So, we went to Oaxaca and tasted their moles. They have seven kinds, often prepared according to traditions dating back to prehispanic times. Mole negro, the most complex because of its 30-some ingredients (including chocolate), is considered the best. We also tried mole chichilo, a sophisticated concoction—scrumptiously aromatic made intriguing by a slight bitterness from charred chilies (not unpleasant especially if you like radicchio).
We had our best meals at Casa Oaxaca, where dishes had a refinement worthy of some of the best restaurants in the Bay Area. But theirs was considered nouvelle cuisine Mexicaine and not very Oaxacan although the inventive chef mined local ingredients for some really tasty dishes. Oaxacan cuisine is allegedly the best in Mexico. Perhaps, but our modern palates craved more variety and, being voracious vegetable eaters, we eventually got tired of lettuce, tomato, corn, avocado and chayote.
Cacao, the source of chocolate, is grown here as in other parts of South America where hot chocolate really is the thing. One Oaxacan waiter said preparing it for dia de los muertos is a long spiritual process for many families, beginning with the roasting and grinding of cacao beans
An agave cactus liquor called mezcal is the drink Oaxacans love. They serve it all the time. It was flowing freely at two art opening events and in a religious procession we witnessed. Natives said it could cure some ailments because it makes you forget them.

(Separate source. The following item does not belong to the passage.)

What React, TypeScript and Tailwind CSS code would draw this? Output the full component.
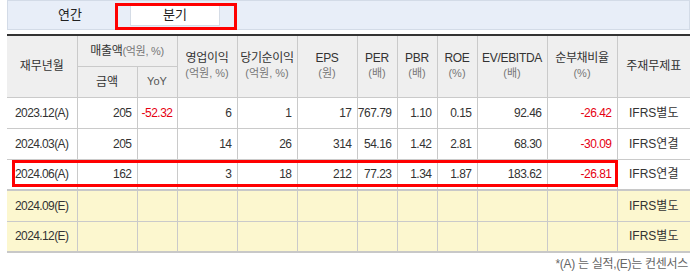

Oaxaca is home to cochineal bugs. No, you don’t eat them (for those, they have grasshoppers spiced with red chiles). They are ground for natural dyes used in Oaxacan rugs loomed by many artisans at Teotitlan del valle. They yield the reds in these rugs and, allegedly, those in many rooms in Louis XIV’s palace at Versailles. Looking like cactus seeds (and initially mistaken for them), they are dried and ground to a powder on a stone metate. Ground, they are a dark brick red. Acidified, the color turns a bright red orange; alkalized, it becomes almost purple. Other plant parts—flowers, barks, and roots—produce yellows and blues. We are not sure if, indeed, these artisans still use traditional techniques.
Oaxacans produce other kinds of crafts—black pottery, hand-embroidered textiles, and whimsical, brightly-painted wooden creatures called alebrijes. Some alebrijes are quite captivating although they are not truly traditional, started only 30-some years ago. In any case, a visitor could easily find something to bring home from Oaxaca. Ours were a rug and nearly 3 yards of beautiful hand-embroidered textile.